Why did they only target the STARTTLS port? On a related note, I would never use the STARTTLS port (opportunistic encryption) if I knew that the server had a regular TLS port...

  • >I would never use the STARTTLS port (opportunistic encryption) if I knew that the server had a regular TLS port...

    That is what XMPP clients tend to do...

    These days XMPP servers tend to default to requiring TLS on both 5222 and 5223 (Let's Encrypt has changed everything). Prosody does this for example. It doesn't even support port 5223 by default anymore. Port 5223 was never an official port assignment.

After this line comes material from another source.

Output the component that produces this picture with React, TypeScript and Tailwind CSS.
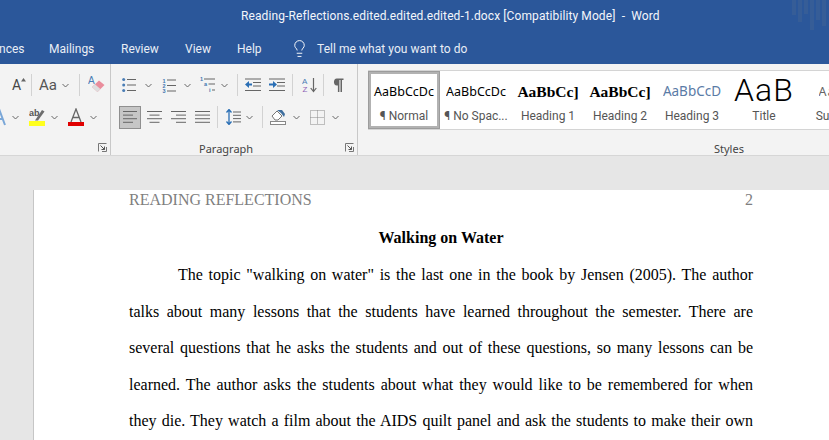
import { Lightbulb } from "lucide-react";

const ui = "font-['Roboto','Noto_Sans',sans-serif]";
const sampleFont = "font-['Noto_Sans',sans-serif]";

const Chev = ({ className = "" }: { className?: string }) => (
  <svg width="7" height="5" viewBox="0 0 7 5" className={className}>
    <path d="M0.5 1 L3.5 4 L6.5 1" fill="none" stroke="#666" strokeWidth="1" />
  </svg>
);

const Sep = ({ className = "" }: { className?: string }) => <div className={`w-px h-[22px] shrink-0 bg-[#d2d2d2] ${className}`} />;

const Launcher = () => (
  <svg width="9" height="9" viewBox="0 0 9 9">
    <path d="M0.5 8.5 V0.5 H8.5 M8.5 4 V8.5 H4" fill="none" stroke="#777" />
    <path d="M2.5 2.5 L6.5 6.5 M6.5 3.5 V6.5 H3.5" fill="none" stroke="#555" />
  </svg>
);

const Lines = ({ rows }: { rows: [number, number][] }) => (
  <svg width="15" height="14" viewBox="0 0 15 14" className="block">
    {rows.map(([x, w], i) => (
      <rect key={i} x={x} y={1 + i * 3.6} width={w} height="1" fill="#666" />
    ))}
  </svg>
);

const Bullets = () => (
  <svg width="14" height="15" viewBox="0 0 14 15" className="block">
    {[1.5, 7, 12.5].map((y) => (
      <g key={y}>
        <circle cx="1.7" cy={y} r="1.5" fill="#4a7db5" />
        <rect x="5" y={y - 0.5} width="9" height="1" fill="#666" />
      </g>
    ))}
  </svg>
);

const Numbered = () => (
  <svg width="14" height="15" viewBox="0 0 14 15" className="block">
    {["1", "2", "3"].map((n, i) => (
      <g key={n}>
        <text x="0.5" y={4.5 + i * 5.3} fontSize="5.5" fontWeight="700" fill="#3f76b0" fontFamily="Liberation Sans">{n}</text>
        <rect x="5" y={1.5 + i * 5.5} width="9" height="1" fill="#666" />
      </g>
    ))}
  </svg>
);

const Multilevel = () => (
  <svg width="16" height="16" viewBox="0 0 16 16" className="block">
    <text x="0" y="4" fontSize="5.5" fontWeight="700" fill="#3f76b0" fontFamily="Liberation Sans">1</text>
    <rect x="4" y="1.5" width="11" height="1" fill="#666" />
    <text x="4" y="9" fontSize="5.5" fontWeight="700" fill="#3f76b0" fontFamily="Liberation Sans">a</text>
    <rect x="8.5" y="6.5" width="6.5" height="1" fill="#666" />
    <text x="9" y="15" fontSize="5.5" fontWeight="700" fill="#3f76b0" fontFamily="Liberation Sans">i</text>
    <rect x="12" y="12.5" width="3" height="1" fill="#666" />
  </svg>
);

const Indent = ({ flip }: { flip?: boolean }) => (
  <svg width="17" height="14" viewBox="0 0 17 14" className="block">
    <rect x="0" y="0.5" width="16" height="1" fill="#666" />
    <rect x="8" y="4" width="8" height="1" fill="#666" />
    <rect x="8" y="7.5" width="8" height="1" fill="#666" />
    <rect x="0" y="12" width="16" height="1" fill="#666" />
    {flip ? (
      <path d="M0 5.5 H4 V3 L8 6.5 L4 10 V7.5 H0 Z" fill="#2a6fb5" />
    ) : (
      <path d="M7 5.5 H4 V3 L0 6.5 L4 10 V7.5 H7 Z" fill="#2a6fb5" />
    )}
  </svg>
);

const Sort = () => (
  <svg width="15" height="16" viewBox="0 0 15 16" className="block">
    <path d="M11.5 1 V14 M8.7 11 L11.5 14.5 L14.3 11" fill="none" stroke="#666" strokeWidth="1.2" />
    <text x="0" y="7" fontSize="8" fill="#4a7db5" fontFamily="Liberation Sans">A</text>
    <text x="0.5" y="15" fontSize="8" fill="#8e5fb5" fontFamily="Liberation Sans">Z</text>
  </svg>
);

const Pilcrow = () => (
  <svg width="11" height="14" viewBox="0 0 11 14" className="block">
    <path d="M3.8 0.5 H10.5 V2 H9 V14 H7.5 V2 H6.4 V14 H4.9 V7.5 H3.8 C0 7.5 0 0.5 3.8 0.5 Z" fill="#666" />
  </svg>
);

const LineSpacing = () => (
  <svg width="15" height="16" viewBox="0 0 15 16" className="block">
    <path d="M3 0.5 V15.5 M0.5 3.5 L3 0.5 L5.5 3.5 M0.5 12.5 L3 15.5 L5.5 12.5" fill="none" stroke="#2a6fb5" strokeWidth="1.3" />
    {[3, 6.3, 9.6, 12.9].map((y) => (
      <rect key={y} x="7" y={y - 0.5} width="8" height="1" fill="#666" />
    ))}
  </svg>
);

const Shading = () => (
  <svg width="17" height="16" viewBox="0 0 17 16" className="block">
    <path d="M2 7 L7 2 L12 7 L8 11 H5 Z" fill="#fff" stroke="#777" />
    <path d="M7 1 L12 1 L15 5 L14 8 L11 4 Z" fill="#3f6f9f" />
    <rect x="0.5" y="12.5" width="15" height="3" fill="#fff" stroke="#888" />
  </svg>
);

const Borders = () => (
  <svg width="15" height="15" viewBox="0 0 15 15" className="block">
    <path d="M0.5 0.5 H14.5 V14.5 H0.5 Z M7.5 0.5 V14.5 M0.5 7.5 H14.5" fill="none" stroke="#888" strokeDasharray="1 1" />
  </svg>
);

const Eraser = () => (
  <svg width="17" height="18" viewBox="0 0 17 18" className="block">
    <text x="0" y="8" fontSize="10" fill="#4a7db5" fontFamily="Liberation Sans">A</text>
    <path d="M4 11 L11 4.5 L16.5 9 L9.5 16 Z" fill="#ea8d9c" />
    <path d="M4 11 L7 8.2 L12.3 13 L9.5 16 Z" fill="#dedede" />
  </svg>
);

const Highlight = () => (
  <svg width="16" height="18" viewBox="0 0 16 18" className="block">
    <text x="0" y="8" fontSize="9" fontWeight="700" fill="#555" fontFamily="Liberation Sans">ab</text>
    <path d="M6 12.5 L13 2 L15.5 3.5 L9 12.5 Z" fill="#6d6d6d" />
    <rect x="0" y="13" width="16" height="5" fill="#ffff1e" />
  </svg>
);

const FontColor = () => (
  <svg width="16" height="18" viewBox="0 0 16 18" className="block">
    <path d="M3 14 L8 1 L13 14 M4.8 9.5 H11.2" fill="none" stroke="#666" strokeWidth="1.3" />
    <rect x="0" y="14" width="16" height="4" fill="#e00000" />
  </svg>
);

const TextEffect = () => (
  <svg width="14" height="18" viewBox="0 0 14 18" className="block ml-[-8px]">
    <path d="M1 17 L7 1 L13 17 M3.5 11 H10.5" fill="none" stroke="#7aa7d8" strokeWidth="2" />
  </svg>
);

const Style = ({ sample, label, cls }: { sample: string; label: string; cls: string }) => (
  <div className="w-[72px] h-[58px] flex flex-col items-center overflow-hidden shrink-0">
    <div className={`h-[36px] pt-[6px] flex items-center overflow-hidden whitespace-nowrap leading-none ${cls}`}>{sample}</div>
    <div className="text-[12px] leading-[18px] text-[#555] whitespace-nowrap">{label}</div>
  </div>
);

const lines = [
  "talks about many lessons that the students have learned throughout the semester. There are",
  "several questions that he asks the students and out of these questions, so many lessons can be",
  "learned. The author asks the students about what they would like to be remembered for when",
  "they die. They watch a film about the AIDS quilt panel and ask the students to make their own",
];

export default function App() {
  return (
    <div className="w-[829px] h-[440px] overflow-hidden flex flex-col bg-[#e6e6e6] font-['Liberation_Serif',serif]">
      <header className={`relative bg-[#2b579a] text-white h-[64px] shrink-0 ${ui}`}>
        <div className="h-[32px] flex items-center pl-[241px] text-[12px] tracking-[0.1px] text-[#f3f6fb] whitespace-nowrap">
          Reading-Reflections.edited.edited.edited-1.docx [Compatibility Mode]&nbsp; -&nbsp; Word
        </div>
        <nav className="h-[32px] pt-[1px] flex items-center text-[12px] text-[#e9eef6] whitespace-nowrap">
          <span className="ml-[-1px] w-[50px]">nces</span>
          <span className="w-[72px]">Mailings</span>
          <span className="w-[64px]">Review</span>
          <span className="w-[52px]">View</span>
          <span className="w-[53px]">Help</span>
          <Lightbulb size={19} strokeWidth={1.2} className="text-white" />
          <span className="ml-[8px] tracking-[0.05px]">Tell me what you want to do</span>
        </nav>
        <svg width="37" height="32" viewBox="0 0 37 32" className="absolute right-0 top-0 opacity-25">
          {[[0, 15], [6, 22], [12, 14], [18, 30], [24, 20], [30, 26]].map(([x, h]) => (
            <rect key={x} x={x} y="0" width="4" height={h} fill="#5a6f90" />
          ))}
        </svg>
      </header>

      <section className={`h-[92px] shrink-0 bg-[#f3f3f3] border-b border-[#d6d6d6] flex ${ui} text-[#444]`}>
        <div className="w-[111px] shrink-0 border-r border-[#c8c8c8] flex flex-col">
          <div className="h-[38px] pt-[4px] flex items-center">
            <div className="ml-[12px] w-[13px] flex items-end">
              <span className="text-[14px] leading-none">A</span>
              <svg width="5" height="4" viewBox="0 0 5 4" className="mb-[10px] shrink-0"><path d="M0 3.5 L2.5 0 L5 3.5 Z" fill="#666" /></svg>
            </div>
            <Sep className="ml-[6px]" />
            <span className="ml-[7px] text-[15px] leading-none text-[#555]">Aa</span>
            <Chev className="ml-[5px]" />
            <Sep className="ml-[10px]" />
            <div className="ml-[8px]"><Eraser /></div>
          </div>
          <div className="h-[30px] flex items-center">
            <TextEffect />
            <Chev className="ml-[6px]" />
            <div className="ml-[10px]"><Highlight /></div>
            <Chev className="ml-[6px]" />
            <div className="ml-[10px]"><FontColor /></div>
            <Chev className="ml-[6px]" />
          </div>
          <div className="flex-1 flex justify-end items-end pr-[3px] pb-[3px]"><Launcher /></div>
        </div>

        <div className="w-[247px] shrink-0 border-r border-[#c8c8c8] flex flex-col">
          <div className="h-[38px] pt-[4px] flex items-center">
            <div className="ml-[11px]"><Bullets /></div>
            <Chev className="ml-[9px]" />
            <div className="ml-[10px]"><Numbered /></div>
            <Chev className="ml-[8px]" />
            <div className="ml-[9px]"><Multilevel /></div>
            <Chev className="ml-[5px]" />
            <Sep className="ml-[9px]" />
            <div className="ml-[7px]"><Indent /></div>
            <div className="ml-[7px]"><Indent flip /></div>
            <Sep className="ml-[6px]" />
            <div className="ml-[9px]"><Sort /></div>
            <Sep className="ml-[6px]" />
            <div className="ml-[9px]"><Pilcrow /></div>
          </div>
          <div className="h-[30px] flex items-center">
            <div className="ml-[8px] w-[22px] h-[23px] bg-[#c6c6c6] border border-[#8f8f8f] flex items-center justify-center">
              <Lines rows={[[0, 14], [0, 10], [0, 14], [0, 10]]} />
            </div>
            <div className="ml-[6px]"><Lines rows={[[0, 15], [2.5, 10], [0, 15], [2.5, 10]]} /></div>
            <div className="ml-[9px]"><Lines rows={[[0, 15], [5, 10], [0, 15], [5, 10]]} /></div>
            <div className="ml-[9px]"><Lines rows={[[0, 15], [0, 15], [0, 15], [0, 15]]} /></div>
            <Sep className="ml-[7px]" />
            <div className="ml-[8px]"><LineSpacing /></div>
            <Chev className="ml-[5px]" />
            <Sep className="ml-[9px]" />
            <div className="ml-[7px]"><Shading /></div>
            <Chev className="ml-[6px]" />
            <div className="ml-[10px]"><Borders /></div>
            <Chev className="ml-[7px]" />
          </div>
          <div className="flex-1 flex items-end justify-between pr-[3px] pb-[1px]">
            <span className={`ml-[88px] text-[11px] leading-none ${sampleFont}`}>Paragraph</span>
            <div className="mb-[2px]"><Launcher /></div>
          </div>
        </div>

        <div className="flex-1 min-w-0 flex flex-col">
          <div className="mt-[6px] ml-[10px] h-[60px] bg-white border-y border-[#d4d4d4] flex items-stretch overflow-hidden">
            <div className="w-[72px] shrink-0 h-[58px] border-[3px] border-[#b2b2b2] outline outline-1 outline-[#9c9c9c] outline-offset-[-1px] flex flex-col items-center overflow-hidden">
              <div className={`h-[33px] pt-[3px] flex items-center text-[12.5px] leading-none text-black whitespace-nowrap ${sampleFont}`}>AaBbCcDc</div>
              <div className="text-[12px] leading-[18px] text-[#555] whitespace-nowrap">¶ Normal</div>
            </div>
            <Style sample="AaBbCcDc" label="¶ No Spac..." cls={`text-[12.5px] text-black ${sampleFont}`} />
            <Style sample="AaBbCc]" label="Heading 1" cls="font-['Liberation_Serif',serif] font-bold text-[15.5px] text-black" />
            <Style sample="AaBbCc]" label="Heading 2" cls="font-['Liberation_Serif',serif] font-bold text-[15.5px] text-black" />
            <Style sample="AaBbCcD" label="Heading 3" cls={`text-[13.5px] text-[#5a7ba6] ${sampleFont}`} />
            <Style sample="AaB" label="Title" cls="text-[32px] pb-[4px] tracking-[1px] text-black font-light" />
            <Style sample="AaBb" label="Subtitle" cls={`text-[12.5px] text-[#666] tracking-[1px] ${sampleFont}`} />
          </div>
          <div className="flex-1 flex items-end pb-[1px]">
            <span className={`ml-[356px] text-[11px] leading-none ${sampleFont}`}>Styles</span>
          </div>
        </div>
      </section>

      <main className="flex-1 min-h-0 pt-[34px] pl-[33px]">
        <article className="h-[260px] bg-white border-l border-[#c6c6c6] pl-[95px] pr-[76px] text-[16px] text-black">
          <div className="h-[19px] flex justify-between items-center text-[#7f7f7f] leading-none">
            <span>READING REFLECTIONS</span>
            <span>2</span>
          </div>
          <h1 className="mt-[19px] h-[20px] text-center font-bold leading-[20px]">Walking on Water</h1>
          <p className="mt-[9px] leading-[36.6px] indent-[49px] text-justify [text-align-last:justify]">
            The topic "walking on water" is the last one in the book by Jensen (2005). The author
          </p>
          {lines.map((l) => (
            <p key={l} className="leading-[36.6px] whitespace-nowrap text-justify [text-align-last:justify]">{l}</p>
          ))}
        </article>
      </main>
    </div>
  );
}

    So it is very possible that the MiTM was only done on port 5222 because that was the only port that clients were using.

  • Easier to conceal the attack.

    The MiTM attacker can pass through a command stream without STARTTLS. If they intercepted 5223 they would have to do their own client-side TLS handshake with the attacked server, which would look really obvious to anybody doing TLS fingerprinting on the server: all of a sudden, 100% of their clients have the exact same TLS fingerprint.

    Stop outsourcing your PKI to ICANN, folks. Domains are not public keys.

    • They were doing their own TLS handshake - that's how the attack was discovered (the attacker presented a different certicate, which eventually expired, presumably due to negligence). They were decrypting and re-encrypting.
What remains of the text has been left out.